Task instructions
Copy out the data below as written; omit any images.

Data for processing
^^^^
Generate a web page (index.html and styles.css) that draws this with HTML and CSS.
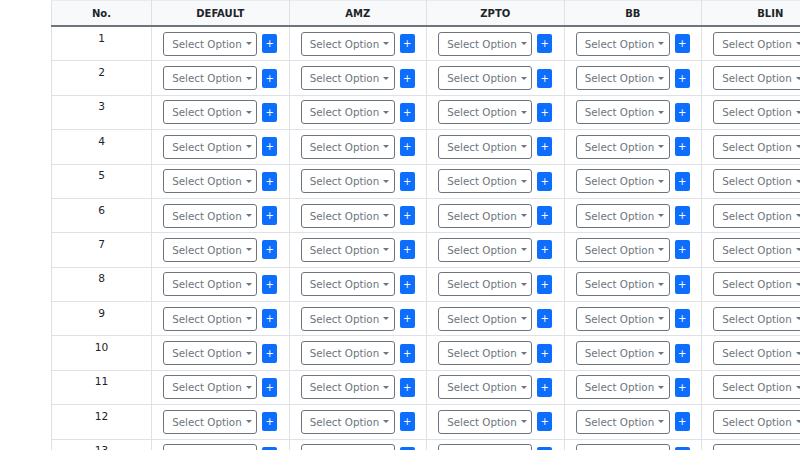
FILE: index.html
```html
<!DOCTYPE html>
<html lang="en">
<head>
    <meta charset="UTF-8">
    <meta name="viewport" content="width=device-width, initial-scale=1.0">
    <title>Store Mapping</title>
    <link rel="stylesheet" href="styles.css">
</head>
<body>
    <div class="table-wrap">
        <table class="map-table">
            <colgroup>
                <col class="c-no">
                <col class="c-store">
                <col class="c-store">
                <col class="c-store">
                <col class="c-store">
                <col class="c-store">
            </colgroup>
            <thead>
                <tr>
                    <th>No.</th>
                    <th>DEFAULT</th>
                    <th>AMZ</th>
                    <th>ZPTO</th>
                    <th>BB</th>
                    <th>BLIN</th>
                </tr>
            </thead>
            <tbody id="rows"></tbody>
        </table>
    </div>

    <script>
        let stores = ['DEFAULT', 'AMZ', 'ZPTO', 'BB', 'BLIN'];
        let tbody = document.getElementById("rows");

        for (let i = 1; i <= 13; i++) {
            let tr = document.createElement("tr");
            let html = `<td class="num">${i}</td>`;
            stores.forEach(s => {
                html += `<td><div class="pick">
                    <button class="select-btn" data-store="${s}">Select Option <span class="caret"></span></button>
                    <button class="add-btn">+</button>
                </div></td>`;
            });
            tr.innerHTML = html;
            tbody.appendChild(tr);
        }
    </script>
</body>
</html>
```

FILE: styles.css
```css
body { margin: 0; padding: 0; font-family: "DejaVu Sans", sans-serif; color: #212529; background: #fff; overflow: hidden; }

.table-wrap { padding-left: 51px; width: 900px; }

.map-table {
    border-collapse: collapse;
    table-layout: fixed;
    width: 788px;
    font-size: 10.4px;
}
.c-no { width: 100px; }
.c-store { width: 137.5px; }

.map-table th, .map-table td {
    border: 1px solid #dee2e6;
    text-align: center;
    vertical-align: top;
    padding: 4.7px;
    white-space: nowrap;
}

.map-table th {
    background-color: #f8f9fa;
    font-weight: bold;
    font-size: 10px;
    height: 16px;
    line-height: 16px;
    padding: 5px 4.8px 3px;
    border-top: 1px solid #e9ecef;
    border-bottom: 2px solid #6c757d;
}

.map-table td { height: 24px; }
.map-table td.num { line-height: 13px; font-size: 10.6px; }

.pick { display: flex; justify-content: center; align-items: center; gap: 5px; }

.select-btn {
    width: 94px;
    height: 24px;
    padding: 0 7px 0 8px;
    border: 1px solid #6c757d;
    border-radius: 3px;
    background: #fff;
    color: #6c757d;
    font-family: "DejaVu Sans", sans-serif;
    font-size: 10.3px;
    white-space: nowrap;
    display: flex;
    align-items: center;
    justify-content: space-between;
    cursor: pointer;
}

.caret {
    display: inline-block;
    border-top: 3px solid #6c757d;
    border-left: 3px solid transparent;
    border-right: 3px solid transparent;
    margin-left: 4px;
}

.add-btn {
    width: 15px;
    height: 19px;
    padding: 0;
    border: none;
    border-radius: 2px;
    background-color: #0d6efd;
    color: #fff;
    font-family: "DejaVu Sans", sans-serif;
    font-size: 10px;
    line-height: 19px;
    cursor: pointer;
}
```
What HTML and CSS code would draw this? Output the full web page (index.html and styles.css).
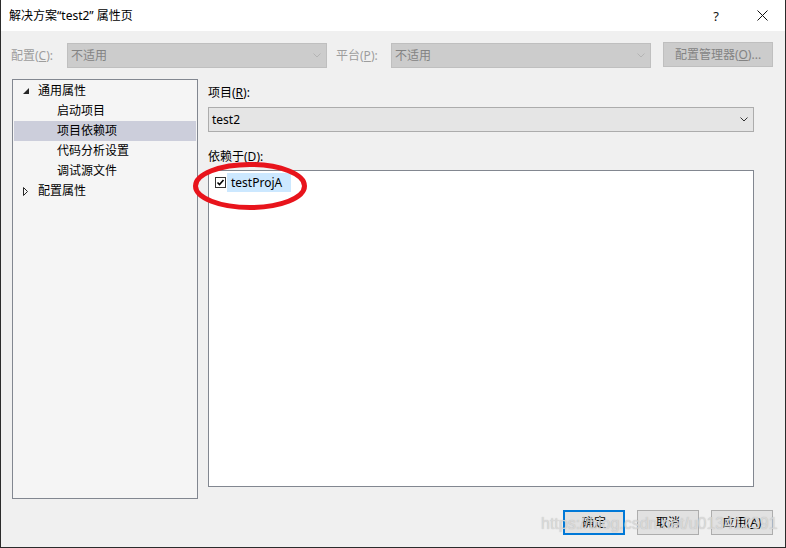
^^^^
Exercise response
Generate a web page (index.html and styles.css) that draws this with HTML and CSS.
FILE: index.html
```html
<!DOCTYPE html>
<html lang="en">
<head>
    <meta charset="UTF-8">
    <meta name="viewport" content="width=device-width, initial-scale=1.0">
    <title>Store Mapping</title>
    <link rel="stylesheet" href="styles.css">
</head>
<body>
    <div class="table-wrap">
        <table class="map-table">
            <colgroup>
                <col class="c-no">
                <col class="c-store">
                <col class="c-store">
                <col class="c-store">
                <col class="c-store">
                <col class="c-store">
            </colgroup>
            <thead>
                <tr>
                    <th>No.</th>
                    <th>DEFAULT</th>
                    <th>AMZ</th>
                    <th>ZPTO</th>
                    <th>BB</th>
                    <th>BLIN</th>
                </tr>
            </thead>
            <tbody id="rows"></tbody>
        </table>
    </div>

    <script>
        let stores = ['DEFAULT', 'AMZ', 'ZPTO', 'BB', 'BLIN'];
        let tbody = document.getElementById("rows");

        for (let i = 1; i <= 13; i++) {
            let tr = document.createElement("tr");
            let html = `<td class="num">${i}</td>`;
            stores.forEach(s => {
                html += `<td><div class="pick">
                    <button class="select-btn" data-store="${s}">Select Option <span class="caret"></span></button>
                    <button class="add-btn">+</button>
                </div></td>`;
            });
            tr.innerHTML = html;
            tbody.appendChild(tr);
        }
    </script>
</body>
</html>
```

FILE: styles.css
```css
body { margin: 0; padding: 0; font-family: "DejaVu Sans", sans-serif; color: #212529; background: #fff; overflow: hidden; }

.table-wrap { padding-left: 51px; width: 900px; }

.map-table {
    border-collapse: collapse;
    table-layout: fixed;
    width: 788px;
    font-size: 10.4px;
}
.c-no { width: 100px; }
.c-store { width: 137.5px; }

.map-table th, .map-table td {
    border: 1px solid #dee2e6;
    text-align: center;
    vertical-align: top;
    padding: 4.7px;
    white-space: nowrap;
}

.map-table th {
    background-color: #f8f9fa;
    font-weight: bold;
    font-size: 10px;
    height: 16px;
    line-height: 16px;
    padding: 5px 4.8px 3px;
    border-top: 1px solid #e9ecef;
    border-bottom: 2px solid #6c757d;
}

.map-table td { height: 24px; }
.map-table td.num { line-height: 13px; font-size: 10.6px; }

.pick { display: flex; justify-content: center; align-items: center; gap: 5px; }

.select-btn {
    width: 94px;
    height: 24px;
    padding: 0 7px 0 8px;
    border: 1px solid #6c757d;
    border-radius: 3px;
    background: #fff;
    color: #6c757d;
    font-family: "DejaVu Sans", sans-serif;
    font-size: 10.3px;
    white-space: nowrap;
    display: flex;
    align-items: center;
    justify-content: space-between;
    cursor: pointer;
}

.caret {
    display: inline-block;
    border-top: 3px solid #6c757d;
    border-left: 3px solid transparent;
    border-right: 3px solid transparent;
    margin-left: 4px;
}

.add-btn {
    width: 15px;
    height: 19px;
    padding: 0;
    border: none;
    border-radius: 2px;
    background-color: #0d6efd;
    color: #fff;
    font-family: "DejaVu Sans", sans-serif;
    font-size: 10px;
    line-height: 19px;
    cursor: pointer;
}
```
What HTML and CSS code would draw this? Output the full web page (index.html and styles.css).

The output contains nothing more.